Over the past week, social media has seen a lot of sharing of quotations, statements and guides on white supremacy and the implicit ways in which it manifests in our lives. Many of these – not always credited – come from Layla F. Saad’s Me and White Supremacy, which combines a workbook guide with personal stories and historical contexts, to help readers recognise and work against white supremacy and unconscious bias.

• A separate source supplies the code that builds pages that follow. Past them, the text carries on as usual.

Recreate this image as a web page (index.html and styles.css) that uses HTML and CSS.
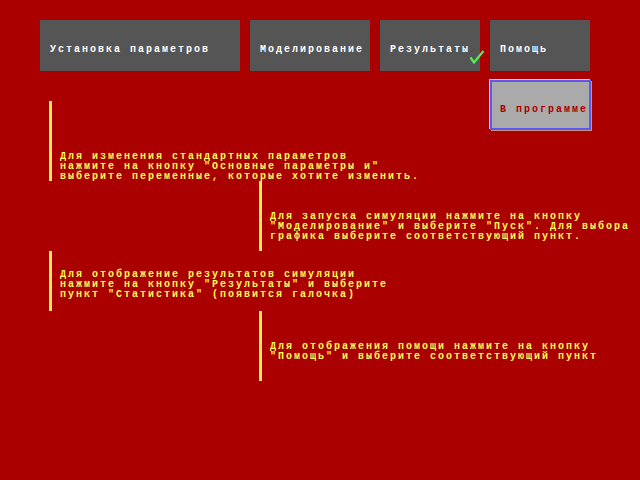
FILE: index.html
```html
<!DOCTYPE html>
<html lang="ru">
<head>
<meta charset="utf-8">
<title>Помощь</title>
<link rel="stylesheet" href="styles.css">
</head>
<body>
<nav class="menu">
  <div class="btn btn-wide">Установка параметров</div>
  <div class="btn btn-model">Моделирование</div>
  <div class="btn btn-res">Результаты
    <svg class="check" width="16" height="14" viewBox="0 0 16 14"><path d="M1.5 7.5 L5 12.5 L14.5 1" fill="none" stroke="#55ee55" stroke-width="2.2"/></svg>
  </div>
  <div class="btn btn-help">Помощь</div>
</nav>
<main class="content">
  <div class="about">В программе</div>
  <section class="note note-left n1">Для изменения стандартных параметров<br>нажмите на кнопку "Основные параметры и"<br>выберите переменные, которые хотите изменить.</section>
  <section class="note note-right n2">Для запуска симуляции нажмите на кнопку<br>"Моделирование" и выберите "Пуск". Для выбора<br>графика выберите соответствующий пункт.</section>
  <section class="note note-left n3">Для отображение результатов симуляции<br>нажмите на кнопку "Результаты" и выберите<br>пункт "Статистика" (появится галочка)</section>
  <section class="note note-right n4">Для отображения помощи нажмите на кнопку<br>"Помощь" и выберите соответствующий пункт</section>
</main>
</body>
</html>
```
FILE: styles.css
```css
html, body {
  margin: 0;
  padding: 0;
}
body {
  background: #aa0000;
  width: 640px;
  height: 480px;
  overflow: hidden;
  font-family: "Liberation Mono", "DejaVu Sans Mono", monospace;
  font-weight: bold;
  font-size: 10px;
  letter-spacing: 2px;
  line-height: 10px;
  white-space: nowrap;
}
.menu {
  display: flex;
  gap: 10px;
  padding: 20px 0 0 40px;
}
.btn {
  position: relative;
  box-sizing: border-box;
  height: 51px;
  padding: 25px 10px 0;
  background: #555555;
  color: #ffffff;
}
.btn-wide { width: 200px; }
.btn-model { width: 120px; }
.btn-res { width: 100px; }
.btn-help { width: 100px; }
.check {
  position: absolute;
  left: 89px;
  top: 30px;
}
.content {
  padding-top: 9px;
}
.about {
  float: right;
  box-sizing: border-box;
  width: 101px;
  height: 50px;
  margin: 0 49px 0 0;
  padding: 23px 0 0 8px;
  background: #aaaaaa;
  border: 2px solid #5a5aee;
  box-shadow: -1px -1px 0 0 #ffcc88, 1px 1px 0 0 #d09080;
  color: #aa0000;
}
.note {
  box-sizing: border-box;
  border-left: 3px solid #ffee55;
  padding-left: 8px;
  color: #ffff55;
}
.note-left { margin-left: 49px; }
.note-right { margin-left: 259px; }
.n1 { margin-top: 21px; height: 80px; padding-top: 51px; }
.n2 { height: 70px; padding-top: 31px; }
.n3 { height: 60px; padding-top: 19px; }
.n4 { height: 70px; padding-top: 31px; }
```
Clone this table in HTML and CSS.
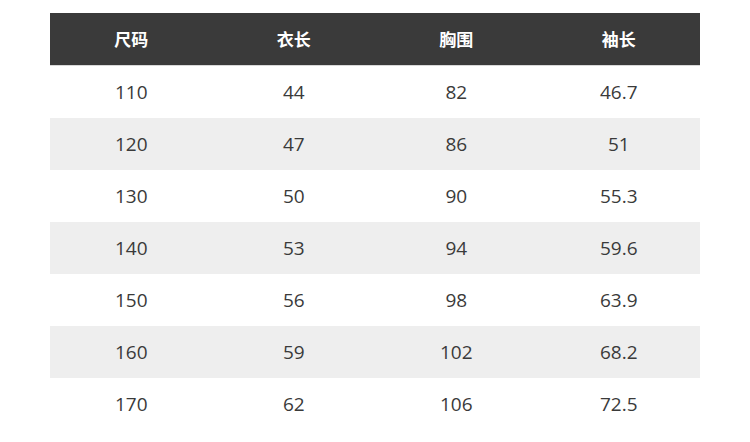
FILE: index.html
```html
<!DOCTYPE html>
<html lang="zh">
<head>
<meta charset="utf-8">
<link rel="stylesheet" href="styles.css">
</head>
<body>
<table class="size-table">
  <thead>
    <tr><th>尺码</th><th>衣长</th><th>胸围</th><th>袖长</th></tr>
  </thead>
  <tbody>
    <tr><td>110</td><td>44</td><td>82</td><td>46.7</td></tr>
    <tr><td>120</td><td>47</td><td>86</td><td>51</td></tr>
    <tr><td>130</td><td>50</td><td>90</td><td>55.3</td></tr>
    <tr><td>140</td><td>53</td><td>94</td><td>59.6</td></tr>
    <tr><td>150</td><td>56</td><td>98</td><td>63.9</td></tr>
    <tr><td>160</td><td>59</td><td>102</td><td>68.2</td></tr>
    <tr><td>170</td><td>62</td><td>106</td><td>72.5</td></tr>
  </tbody>
</table>
</body>
</html>
```
FILE: styles.css
```css
html, body {
  margin: 0;
  padding: 0;
  background: #ffffff;
}
body {
  padding: 13px 50px 0;
  font-family: "Open Sans", "Noto Sans CJK SC", sans-serif;
}
.size-table {
  width: 650px;
  border-collapse: collapse;
  table-layout: fixed;
}
.size-table th {
  height: 52px;
  padding: 0;
  background: #3a3a3a;
  color: #ffffff;
  font-family: "Noto Sans CJK SC", sans-serif;
  font-weight: 700;
  font-size: 17px;
  text-align: center;
  border-bottom: 1px solid #d8d8d8;
  box-sizing: border-box;
}
.size-table td {
  height: 52px;
  padding: 0;
  color: #3a3a3a;
  font-size: 19px;
  text-align: center;
}
.size-table tbody tr:nth-child(even) td {
  background: #eeeeee;
}
```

In the US, the online literary journal LitHub has curated a list, "Readings on Racism, White Supremacy, and Police Violence in America": selecting essays that are “historical, personal, political” and which “explore what it means to be Black in a country founded in white supremacy and racial injustice”.  Here in the UK, Aimée Felone, co-founder of the children’s publishing house Knights Of and its corresponding London bookshop, Round Table Books, has put together a list of anti-racist books for all children and teenagers, including books by Ibram X. Kendi, Malorie Blackman, and Tiffany Jewell. In her article, Felone reminds us that the books are to “start conversations”, and reading is not a replacement for action: “It is our responsibility to be active in the face of injustice,” she writes. “Hold yourself accountable and educate a new generation.”